§ **Given problem**
Leave out the images and repeat the listing below without a single change.

___ Supplied data

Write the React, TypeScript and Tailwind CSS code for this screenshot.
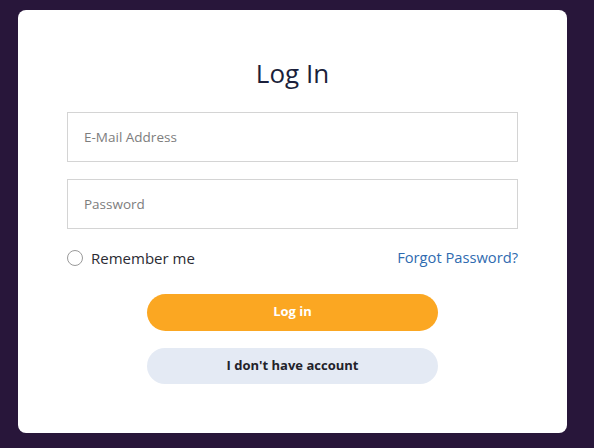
export default function App() {
  return (
    <div className="h-screen w-full bg-[#28163a] pt-[10px] px-[18px]" style={{ fontFamily: '"Open Sans", "Liberation Sans", sans-serif' }}>
      <div className="h-[423px] w-[549px] rounded-lg bg-white px-[49px] pt-[46px]">
        <h1 className="text-center text-[26px] leading-[34px] text-[#1b1f3b]">Log In</h1>

        <div className="mt-[22px] flex flex-col gap-[17px]">
          <input
            placeholder="E-Mail Address"
            className="h-[50px] w-full border border-[#d4d4d4] px-4 text-[13.5px] text-[#555] placeholder:text-[#7d7d7d] outline-none"
          />
          <input
            type="password"
            placeholder="Password"
            className="h-[50px] w-full border border-[#d4d4d4] px-4 text-[13.5px] text-[#555] placeholder:text-[#7d7d7d] outline-none"
          />
        </div>

        <div className="mt-[18px] flex items-center justify-between">
          <label className="flex items-center gap-2 text-[15px] text-[#2b2b33]">
            <span className="h-4 w-4 rounded-full border border-[#9a9a9a]" />
            Remember me
          </label>
          <a className="text-[14.7px] text-[#2f6bb0] -mt-[3px]">Forgot Password?</a>
        </div>

        <div className="mt-[24px] flex flex-col items-center gap-[17px]">
          <button className="h-[37px] w-[291px] rounded-full bg-[#fba722] text-[13px] font-bold text-white">Log in</button>
          <button className="h-[36px] w-[291px] rounded-full bg-[#e4eaf4] text-[13px] font-bold text-[#22222a]">I don't have account</button>
        </div>
      </div>
    </div>
  );
}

______

§ **Problem solution**
Write the React, TypeScript and Tailwind CSS code for this screenshot.
export default function App() {
  return (
    <div className="h-screen w-full bg-[#28163a] pt-[10px] px-[18px]" style={{ fontFamily: '"Open Sans", "Liberation Sans", sans-serif' }}>
      <div className="h-[423px] w-[549px] rounded-lg bg-white px-[49px] pt-[46px]">
        <h1 className="text-center text-[26px] leading-[34px] text-[#1b1f3b]">Log In</h1>

        <div className="mt-[22px] flex flex-col gap-[17px]">
          <input
            placeholder="E-Mail Address"
            className="h-[50px] w-full border border-[#d4d4d4] px-4 text-[13.5px] text-[#555] placeholder:text-[#7d7d7d] outline-none"
          />
          <input
            type="password"
            placeholder="Password"
            className="h-[50px] w-full border border-[#d4d4d4] px-4 text-[13.5px] text-[#555] placeholder:text-[#7d7d7d] outline-none"
          />
        </div>

        <div className="mt-[18px] flex items-center justify-between">
          <label className="flex items-center gap-2 text-[15px] text-[#2b2b33]">
            <span className="h-4 w-4 rounded-full border border-[#9a9a9a]" />
            Remember me
          </label>
          <a className="text-[14.7px] text-[#2f6bb0] -mt-[3px]">Forgot Password?</a>
        </div>

        <div className="mt-[24px] flex flex-col items-center gap-[17px]">
          <button className="h-[37px] w-[291px] rounded-full bg-[#fba722] text-[13px] font-bold text-white">Log in</button>
          <button className="h-[36px] w-[291px] rounded-full bg-[#e4eaf4] text-[13px] font-bold text-[#22222a]">I don't have account</button>
        </div>
      </div>
    </div>
  );
}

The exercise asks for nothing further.